Task description >>
Every line holding the word "React" counts once. Give the total, nothing more.

Information shown >>
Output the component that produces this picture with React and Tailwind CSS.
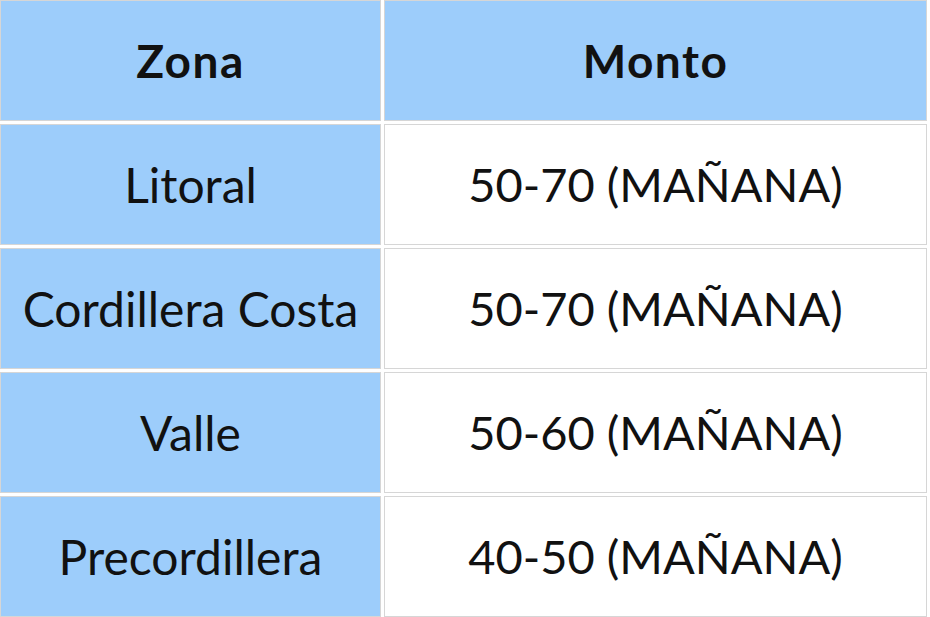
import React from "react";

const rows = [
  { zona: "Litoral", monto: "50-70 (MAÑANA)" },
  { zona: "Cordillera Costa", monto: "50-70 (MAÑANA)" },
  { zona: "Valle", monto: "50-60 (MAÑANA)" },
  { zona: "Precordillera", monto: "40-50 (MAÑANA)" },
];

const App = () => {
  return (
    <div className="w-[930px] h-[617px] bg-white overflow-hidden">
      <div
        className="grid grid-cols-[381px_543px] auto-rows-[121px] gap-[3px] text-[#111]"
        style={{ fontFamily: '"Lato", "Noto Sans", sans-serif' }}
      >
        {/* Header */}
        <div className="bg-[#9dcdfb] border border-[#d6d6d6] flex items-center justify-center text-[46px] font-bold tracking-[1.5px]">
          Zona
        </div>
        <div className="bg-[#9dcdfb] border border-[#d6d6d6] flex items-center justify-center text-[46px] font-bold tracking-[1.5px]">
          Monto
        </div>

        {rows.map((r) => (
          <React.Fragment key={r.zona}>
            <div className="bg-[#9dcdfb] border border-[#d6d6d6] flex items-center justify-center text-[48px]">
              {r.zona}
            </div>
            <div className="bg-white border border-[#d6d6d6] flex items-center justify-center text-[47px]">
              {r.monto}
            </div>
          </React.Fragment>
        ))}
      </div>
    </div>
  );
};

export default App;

---

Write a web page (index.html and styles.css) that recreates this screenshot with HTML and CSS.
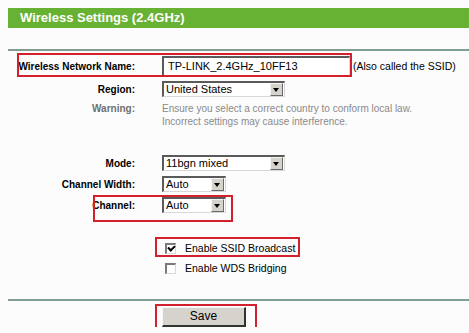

* * *

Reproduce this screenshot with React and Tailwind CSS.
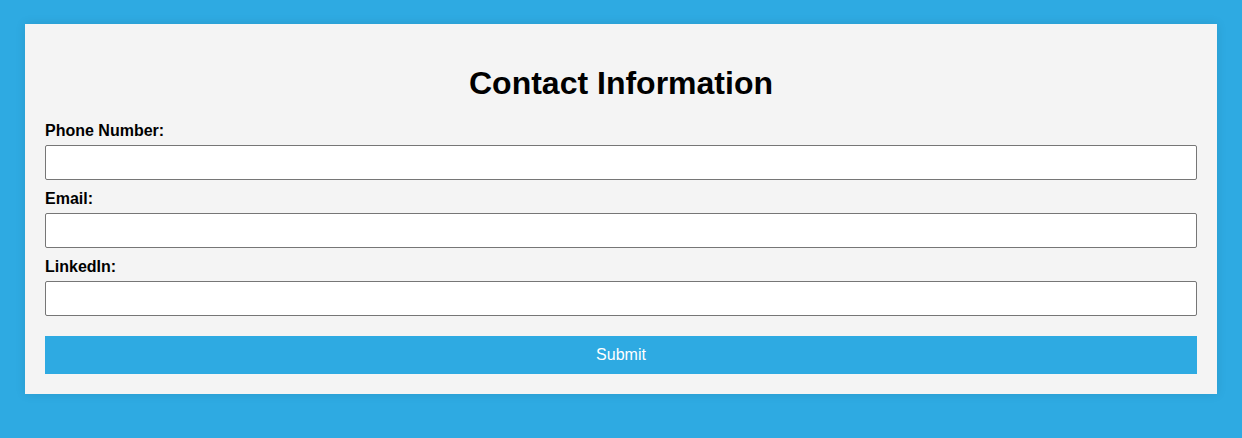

Exercise solution >>
5